Il est nécessaire que les prêtres dési­gnés pour ce ministère diffi­cile soient soigneusement choi­sis par l'Evêque. L'aumônerie Générale doit leur assu­rer une formation appro­priée.

L'aumônier de prison ne doit pas tra­vailler seul. Il faut lui recommander de s'adjoindre des laïcs pour l'aider dans sa mission pastorale et envisager avec eux des perspectives d'avenir pour cette aumônerie. C'est toute la Communauté chré­tienne locale qui doit être égale­ment sensibi­lisée pour s'asso­cier à son ministè­re.

Animation:

L'aumônier de Prison est l'ani­mateur de cette communauté, originale mais au­thentique, des baptisés qui vivent de Jésus-Christ et le célè­brent dans la prison.

Il entretient des rapports ami­caux avec tous ceux qui travail­lent dans la prison (fonctionnai­res et bénévoles).

Il veille à créer des liens entre cette commu­nauté chrétienne en prison avec les autres commu­nautés à tous les niveaux de l'Eglise particulière (parois­se, diocèse, etc). Il a un rôle de prophète dans toute l'Eglise en rappellant les chrétiens à leurs devoirs envers les problèmes du système judi­ciaire et pénal.

Avenir:

Nous souhaitons que l'Eglise main­tien­ne des prêtres comme aumôniers de prison, même en ces temps de ménu­rie sacerdo­tale.

L'Eglise montrera ainsi un signe de son atten­tion et de sa priorité aux pauvres.


E. L'aumônier des prisons et la so­ciété

Il doit avoir le souci de sensibili­ser l'opinion publique aux pro­blèmes parti­culiers de pri­sons qui est sourtout un problème de Société.

Le respect pour la dignité hu­maine des déte­nues nous con­duit à recon­naître leur responsa­bilité personnelle.

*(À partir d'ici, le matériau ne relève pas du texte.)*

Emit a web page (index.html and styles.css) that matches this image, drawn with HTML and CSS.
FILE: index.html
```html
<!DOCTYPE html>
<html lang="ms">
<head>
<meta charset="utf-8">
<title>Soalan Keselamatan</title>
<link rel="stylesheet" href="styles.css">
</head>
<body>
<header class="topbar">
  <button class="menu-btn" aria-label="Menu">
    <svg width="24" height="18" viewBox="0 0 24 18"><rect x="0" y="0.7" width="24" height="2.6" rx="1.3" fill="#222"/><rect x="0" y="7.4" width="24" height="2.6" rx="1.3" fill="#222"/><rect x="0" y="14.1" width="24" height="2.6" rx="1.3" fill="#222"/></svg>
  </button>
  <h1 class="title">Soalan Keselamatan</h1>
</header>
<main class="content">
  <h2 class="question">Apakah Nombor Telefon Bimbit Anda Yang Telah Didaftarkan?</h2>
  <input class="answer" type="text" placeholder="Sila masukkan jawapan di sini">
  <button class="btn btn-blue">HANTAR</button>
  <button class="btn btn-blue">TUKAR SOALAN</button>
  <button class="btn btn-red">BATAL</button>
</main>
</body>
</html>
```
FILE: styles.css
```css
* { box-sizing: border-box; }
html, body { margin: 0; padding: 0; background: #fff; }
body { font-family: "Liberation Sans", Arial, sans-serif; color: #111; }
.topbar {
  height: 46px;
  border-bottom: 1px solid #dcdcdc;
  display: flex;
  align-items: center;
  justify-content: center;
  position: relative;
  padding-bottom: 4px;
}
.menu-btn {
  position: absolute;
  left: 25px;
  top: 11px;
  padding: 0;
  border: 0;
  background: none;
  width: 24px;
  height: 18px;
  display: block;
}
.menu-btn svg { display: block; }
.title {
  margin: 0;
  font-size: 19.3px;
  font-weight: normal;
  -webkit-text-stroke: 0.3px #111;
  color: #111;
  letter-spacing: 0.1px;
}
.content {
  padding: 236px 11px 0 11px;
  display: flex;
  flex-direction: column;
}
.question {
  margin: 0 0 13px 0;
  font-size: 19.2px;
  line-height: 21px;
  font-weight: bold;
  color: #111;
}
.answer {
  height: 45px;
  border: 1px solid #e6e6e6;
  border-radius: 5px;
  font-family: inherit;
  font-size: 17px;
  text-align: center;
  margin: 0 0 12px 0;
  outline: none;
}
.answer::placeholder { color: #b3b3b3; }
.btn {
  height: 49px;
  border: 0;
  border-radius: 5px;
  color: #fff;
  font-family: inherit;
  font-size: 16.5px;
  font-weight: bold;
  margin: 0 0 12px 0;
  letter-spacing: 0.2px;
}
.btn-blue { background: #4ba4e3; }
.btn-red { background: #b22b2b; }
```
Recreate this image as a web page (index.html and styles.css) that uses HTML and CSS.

En même temps, il est demandé à l'au­mô­nier d'attirer l'attention et d'insis­ter sur la responsa­bilité collec­tive de notre société - et plus parti­culièrement des famil­les - qui secrète et favo­rise la délin­quance.

Les aumôniers de prison sont con­vain­cus que la prison n'est pas la seule solution et le meil­leur remède pour le traitement de la délin­quance.

Il faut encourager et favoriser très for­tement la prévention et trouver des mesures alternatives ou des peines de substitution à la prison.

Il est de notre devoir d'attirer l'atten­tion de tous pour réaliser cette tâche.